**Do this**
Write out the material again word for word, dropping any images it holds.

**Recorded data**
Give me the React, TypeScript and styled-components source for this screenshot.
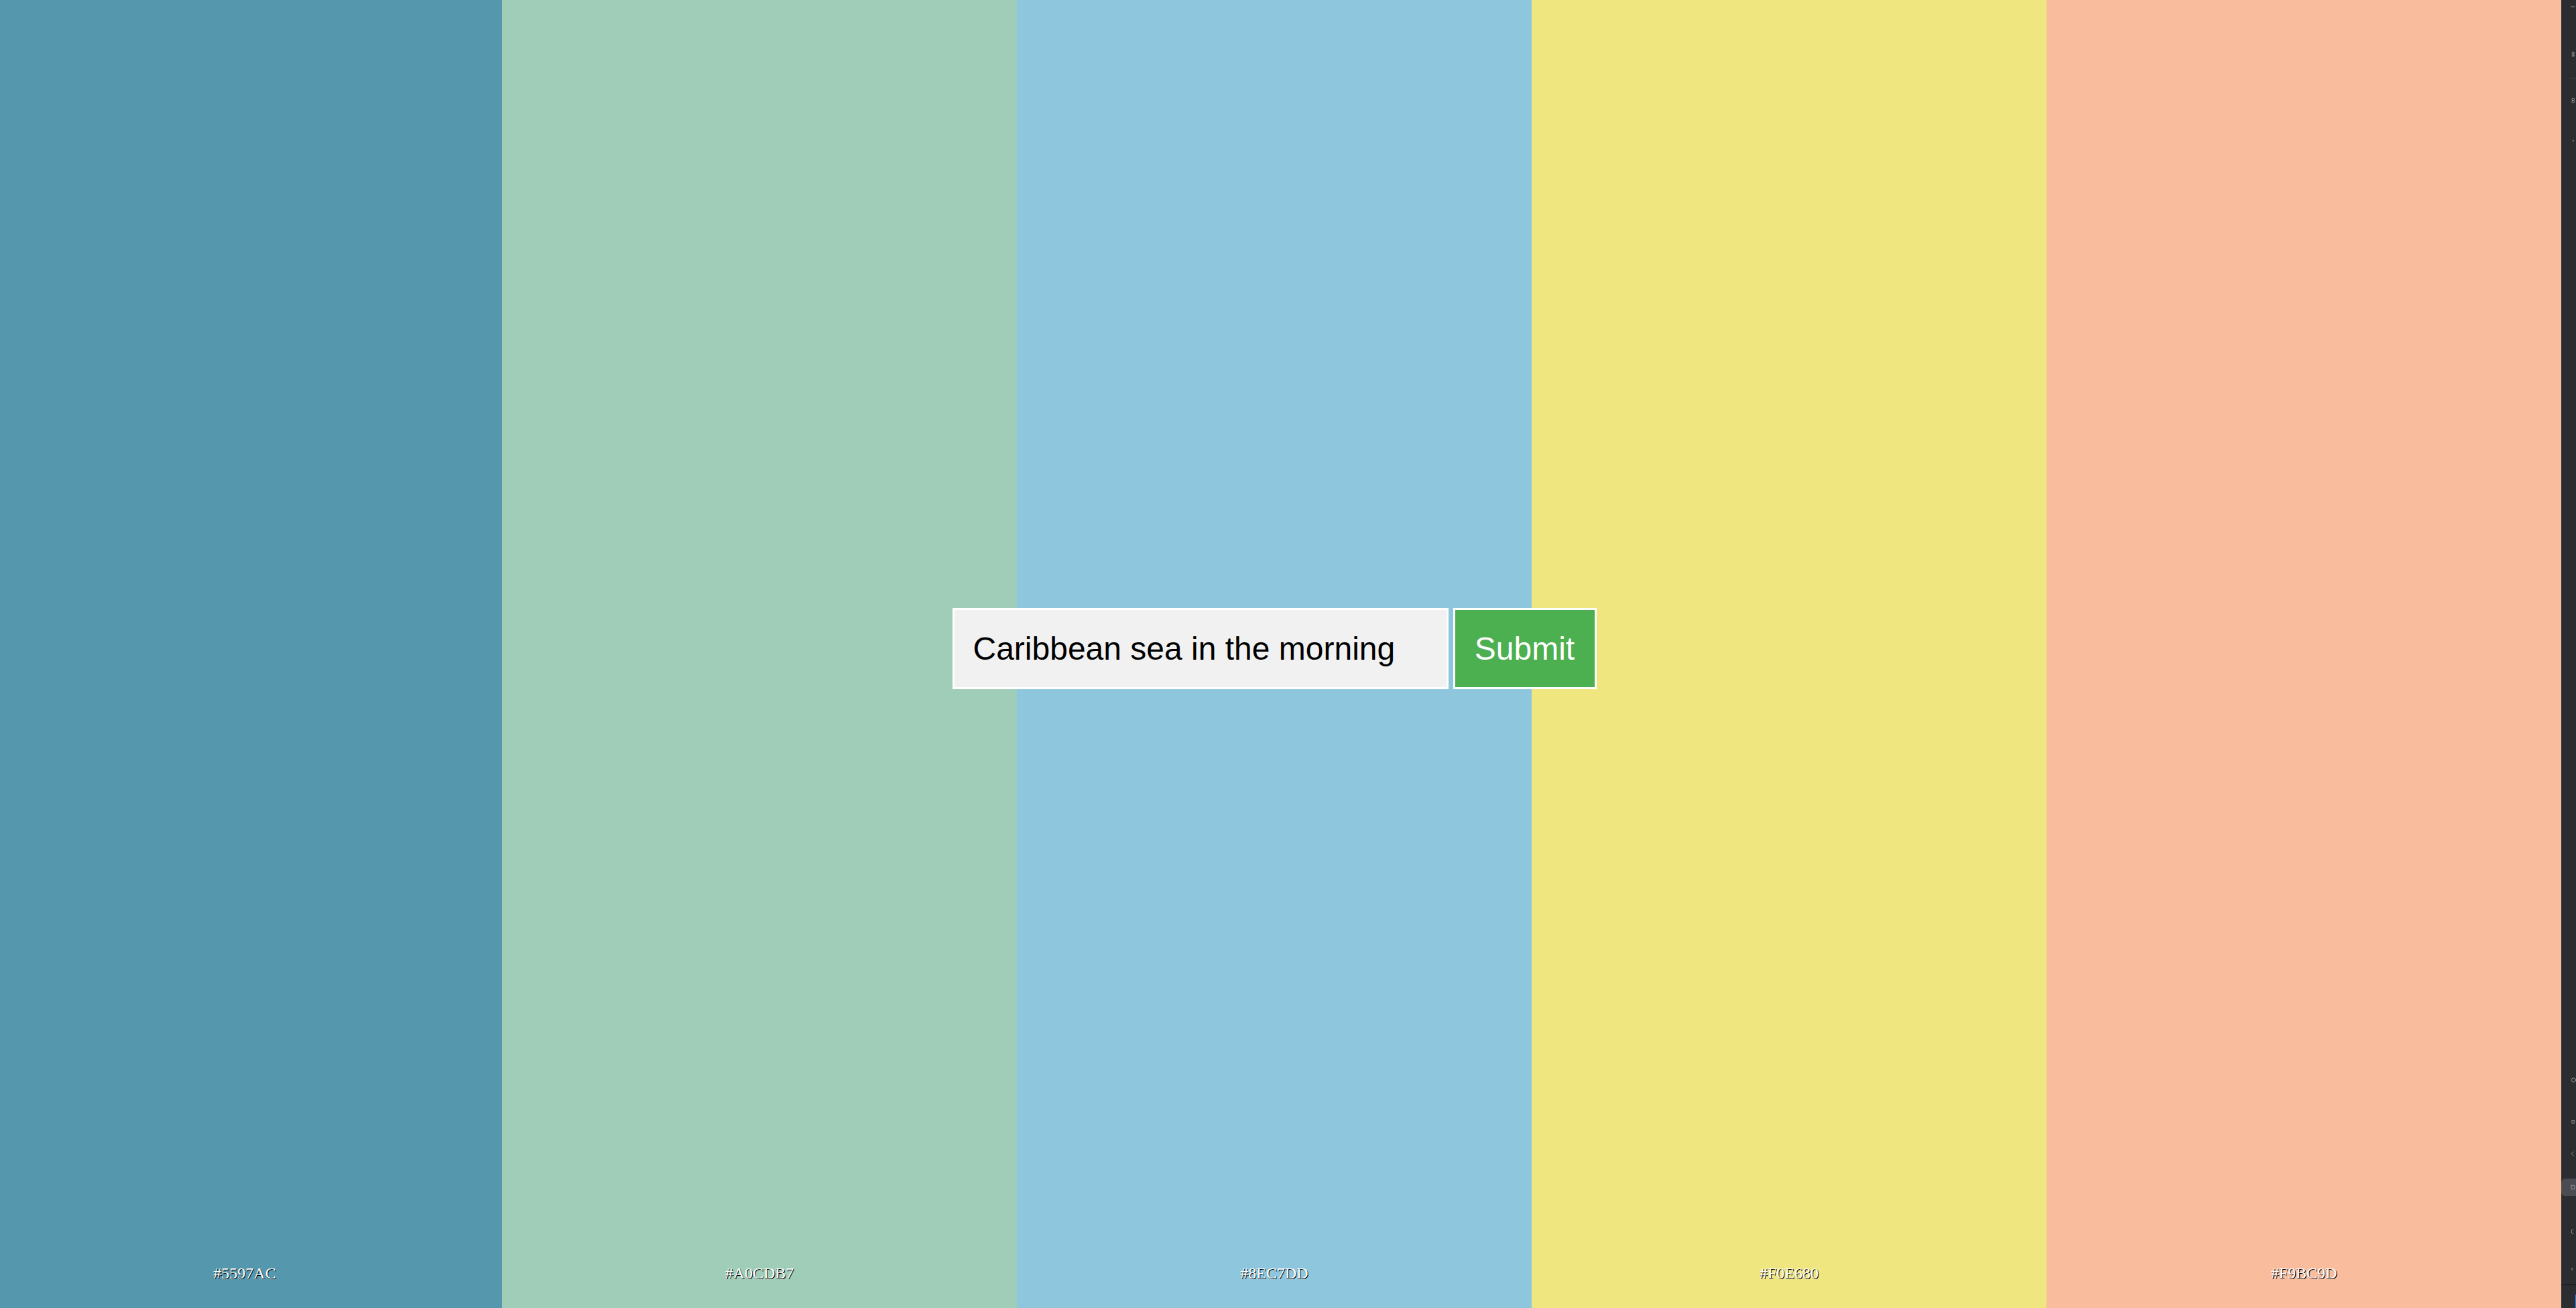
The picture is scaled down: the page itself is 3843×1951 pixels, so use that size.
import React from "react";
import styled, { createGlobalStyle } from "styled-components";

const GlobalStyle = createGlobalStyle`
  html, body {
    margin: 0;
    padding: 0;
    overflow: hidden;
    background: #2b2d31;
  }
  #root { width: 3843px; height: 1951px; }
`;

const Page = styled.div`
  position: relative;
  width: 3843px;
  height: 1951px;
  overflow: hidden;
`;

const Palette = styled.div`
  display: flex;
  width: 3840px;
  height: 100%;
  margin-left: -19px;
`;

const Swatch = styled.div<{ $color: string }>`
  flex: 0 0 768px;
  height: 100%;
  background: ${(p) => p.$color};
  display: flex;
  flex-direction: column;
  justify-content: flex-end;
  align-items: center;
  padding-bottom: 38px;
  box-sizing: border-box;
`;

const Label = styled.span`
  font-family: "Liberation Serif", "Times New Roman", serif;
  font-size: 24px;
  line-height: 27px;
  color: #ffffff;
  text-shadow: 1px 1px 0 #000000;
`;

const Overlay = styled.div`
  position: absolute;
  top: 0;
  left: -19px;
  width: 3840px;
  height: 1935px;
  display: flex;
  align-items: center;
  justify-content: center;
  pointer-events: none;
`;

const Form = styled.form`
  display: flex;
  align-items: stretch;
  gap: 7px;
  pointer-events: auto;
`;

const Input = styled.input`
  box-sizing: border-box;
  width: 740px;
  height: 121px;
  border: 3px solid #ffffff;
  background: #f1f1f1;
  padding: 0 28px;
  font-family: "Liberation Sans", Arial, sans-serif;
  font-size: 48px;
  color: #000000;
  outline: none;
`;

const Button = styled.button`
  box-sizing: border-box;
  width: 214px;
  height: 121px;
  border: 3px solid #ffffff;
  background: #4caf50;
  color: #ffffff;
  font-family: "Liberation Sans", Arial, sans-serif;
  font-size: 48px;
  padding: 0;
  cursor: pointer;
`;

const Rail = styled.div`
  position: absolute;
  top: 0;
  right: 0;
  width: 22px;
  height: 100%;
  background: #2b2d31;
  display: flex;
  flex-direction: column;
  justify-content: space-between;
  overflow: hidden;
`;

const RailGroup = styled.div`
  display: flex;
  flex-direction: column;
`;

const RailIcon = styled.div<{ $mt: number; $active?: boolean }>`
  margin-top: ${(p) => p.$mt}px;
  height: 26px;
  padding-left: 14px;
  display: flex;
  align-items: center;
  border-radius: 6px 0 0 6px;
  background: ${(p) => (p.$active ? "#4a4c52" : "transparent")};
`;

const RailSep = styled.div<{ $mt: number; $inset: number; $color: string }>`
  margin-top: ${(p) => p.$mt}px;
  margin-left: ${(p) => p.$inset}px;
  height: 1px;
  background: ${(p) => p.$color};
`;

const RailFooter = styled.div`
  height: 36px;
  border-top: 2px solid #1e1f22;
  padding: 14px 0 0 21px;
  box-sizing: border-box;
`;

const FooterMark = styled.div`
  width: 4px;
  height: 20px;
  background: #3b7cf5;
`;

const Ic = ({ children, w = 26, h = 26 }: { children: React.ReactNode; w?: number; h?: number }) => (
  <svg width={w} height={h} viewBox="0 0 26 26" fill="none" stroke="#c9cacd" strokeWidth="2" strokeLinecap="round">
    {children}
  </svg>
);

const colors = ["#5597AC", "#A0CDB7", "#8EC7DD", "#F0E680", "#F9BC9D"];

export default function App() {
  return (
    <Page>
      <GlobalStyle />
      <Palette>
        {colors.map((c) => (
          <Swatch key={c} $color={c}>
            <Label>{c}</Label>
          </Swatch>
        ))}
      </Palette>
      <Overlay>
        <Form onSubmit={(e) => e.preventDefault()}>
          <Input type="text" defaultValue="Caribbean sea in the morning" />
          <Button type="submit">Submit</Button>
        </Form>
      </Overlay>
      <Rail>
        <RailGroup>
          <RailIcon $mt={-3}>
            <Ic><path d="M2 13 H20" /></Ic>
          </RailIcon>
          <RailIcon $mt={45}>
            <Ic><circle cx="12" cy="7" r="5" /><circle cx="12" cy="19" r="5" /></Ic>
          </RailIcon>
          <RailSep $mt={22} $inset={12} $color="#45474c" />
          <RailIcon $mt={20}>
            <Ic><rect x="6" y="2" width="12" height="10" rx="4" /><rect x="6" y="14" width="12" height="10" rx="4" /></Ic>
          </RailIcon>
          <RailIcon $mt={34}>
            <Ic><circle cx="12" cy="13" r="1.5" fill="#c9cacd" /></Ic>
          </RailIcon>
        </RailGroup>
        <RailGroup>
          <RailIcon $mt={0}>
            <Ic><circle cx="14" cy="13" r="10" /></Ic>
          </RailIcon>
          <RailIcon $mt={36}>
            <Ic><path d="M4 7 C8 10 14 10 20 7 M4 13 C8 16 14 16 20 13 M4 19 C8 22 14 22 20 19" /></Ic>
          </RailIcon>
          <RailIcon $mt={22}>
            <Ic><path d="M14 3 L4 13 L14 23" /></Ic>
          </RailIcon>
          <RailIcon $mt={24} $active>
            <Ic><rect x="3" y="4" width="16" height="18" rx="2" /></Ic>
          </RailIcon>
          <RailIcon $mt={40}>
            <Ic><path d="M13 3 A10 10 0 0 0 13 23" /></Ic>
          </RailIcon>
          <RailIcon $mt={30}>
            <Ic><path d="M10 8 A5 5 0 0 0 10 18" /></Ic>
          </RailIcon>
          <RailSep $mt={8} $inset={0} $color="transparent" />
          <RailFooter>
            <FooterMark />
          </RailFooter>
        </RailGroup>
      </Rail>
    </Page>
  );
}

**Finished task**
Give me the React, TypeScript and styled-components source for this screenshot.
The picture is scaled down: the page itself is 3843×1951 pixels, so use that size.
import React from "react";
import styled, { createGlobalStyle } from "styled-components";

const GlobalStyle = createGlobalStyle`
  html, body {
    margin: 0;
    padding: 0;
    overflow: hidden;
    background: #2b2d31;
  }
  #root { width: 3843px; height: 1951px; }
`;

const Page = styled.div`
  position: relative;
  width: 3843px;
  height: 1951px;
  overflow: hidden;
`;

const Palette = styled.div`
  display: flex;
  width: 3840px;
  height: 100%;
  margin-left: -19px;
`;

const Swatch = styled.div<{ $color: string }>`
  flex: 0 0 768px;
  height: 100%;
  background: ${(p) => p.$color};
  display: flex;
  flex-direction: column;
  justify-content: flex-end;
  align-items: center;
  padding-bottom: 38px;
  box-sizing: border-box;
`;

const Label = styled.span`
  font-family: "Liberation Serif", "Times New Roman", serif;
  font-size: 24px;
  line-height: 27px;
  color: #ffffff;
  text-shadow: 1px 1px 0 #000000;
`;

const Overlay = styled.div`
  position: absolute;
  top: 0;
  left: -19px;
  width: 3840px;
  height: 1935px;
  display: flex;
  align-items: center;
  justify-content: center;
  pointer-events: none;
`;

const Form = styled.form`
  display: flex;
  align-items: stretch;
  gap: 7px;
  pointer-events: auto;
`;

const Input = styled.input`
  box-sizing: border-box;
  width: 740px;
  height: 121px;
  border: 3px solid #ffffff;
  background: #f1f1f1;
  padding: 0 28px;
  font-family: "Liberation Sans", Arial, sans-serif;
  font-size: 48px;
  color: #000000;
  outline: none;
`;

const Button = styled.button`
  box-sizing: border-box;
  width: 214px;
  height: 121px;
  border: 3px solid #ffffff;
  background: #4caf50;
  color: #ffffff;
  font-family: "Liberation Sans", Arial, sans-serif;
  font-size: 48px;
  padding: 0;
  cursor: pointer;
`;

const Rail = styled.div`
  position: absolute;
  top: 0;
  right: 0;
  width: 22px;
  height: 100%;
  background: #2b2d31;
  display: flex;
  flex-direction: column;
  justify-content: space-between;
  overflow: hidden;
`;

const RailGroup = styled.div`
  display: flex;
  flex-direction: column;
`;

const RailIcon = styled.div<{ $mt: number; $active?: boolean }>`
  margin-top: ${(p) => p.$mt}px;
  height: 26px;
  padding-left: 14px;
  display: flex;
  align-items: center;
  border-radius: 6px 0 0 6px;
  background: ${(p) => (p.$active ? "#4a4c52" : "transparent")};
`;

const RailSep = styled.div<{ $mt: number; $inset: number; $color: string }>`
  margin-top: ${(p) => p.$mt}px;
  margin-left: ${(p) => p.$inset}px;
  height: 1px;
  background: ${(p) => p.$color};
`;

const RailFooter = styled.div`
  height: 36px;
  border-top: 2px solid #1e1f22;
  padding: 14px 0 0 21px;
  box-sizing: border-box;
`;

const FooterMark = styled.div`
  width: 4px;
  height: 20px;
  background: #3b7cf5;
`;

const Ic = ({ children, w = 26, h = 26 }: { children: React.ReactNode; w?: number; h?: number }) => (
  <svg width={w} height={h} viewBox="0 0 26 26" fill="none" stroke="#c9cacd" strokeWidth="2" strokeLinecap="round">
    {children}
  </svg>
);

const colors = ["#5597AC", "#A0CDB7", "#8EC7DD", "#F0E680", "#F9BC9D"];

export default function App() {
  return (
    <Page>
      <GlobalStyle />
      <Palette>
        {colors.map((c) => (
          <Swatch key={c} $color={c}>
            <Label>{c}</Label>
          </Swatch>
        ))}
      </Palette>
      <Overlay>
        <Form onSubmit={(e) => e.preventDefault()}>
          <Input type="text" defaultValue="Caribbean sea in the morning" />
          <Button type="submit">Submit</Button>
        </Form>
      </Overlay>
      <Rail>
        <RailGroup>
          <RailIcon $mt={-3}>
            <Ic><path d="M2 13 H20" /></Ic>
          </RailIcon>
          <RailIcon $mt={45}>
            <Ic><circle cx="12" cy="7" r="5" /><circle cx="12" cy="19" r="5" /></Ic>
          </RailIcon>
          <RailSep $mt={22} $inset={12} $color="#45474c" />
          <RailIcon $mt={20}>
            <Ic><rect x="6" y="2" width="12" height="10" rx="4" /><rect x="6" y="14" width="12" height="10" rx="4" /></Ic>
          </RailIcon>
          <RailIcon $mt={34}>
            <Ic><circle cx="12" cy="13" r="1.5" fill="#c9cacd" /></Ic>
          </RailIcon>
        </RailGroup>
        <RailGroup>
          <RailIcon $mt={0}>
            <Ic><circle cx="14" cy="13" r="10" /></Ic>
          </RailIcon>
          <RailIcon $mt={36}>
            <Ic><path d="M4 7 C8 10 14 10 20 7 M4 13 C8 16 14 16 20 13 M4 19 C8 22 14 22 20 19" /></Ic>
          </RailIcon>
          <RailIcon $mt={22}>
            <Ic><path d="M14 3 L4 13 L14 23" /></Ic>
          </RailIcon>
          <RailIcon $mt={24} $active>
            <Ic><rect x="3" y="4" width="16" height="18" rx="2" /></Ic>
          </RailIcon>
          <RailIcon $mt={40}>
            <Ic><path d="M13 3 A10 10 0 0 0 13 23" /></Ic>
          </RailIcon>
          <RailIcon $mt={30}>
            <Ic><path d="M10 8 A5 5 0 0 0 10 18" /></Ic>
          </RailIcon>
          <RailSep $mt={8} $inset={0} $color="transparent" />
          <RailFooter>
            <FooterMark />
          </RailFooter>
        </RailGroup>
      </Rail>
    </Page>
  );
}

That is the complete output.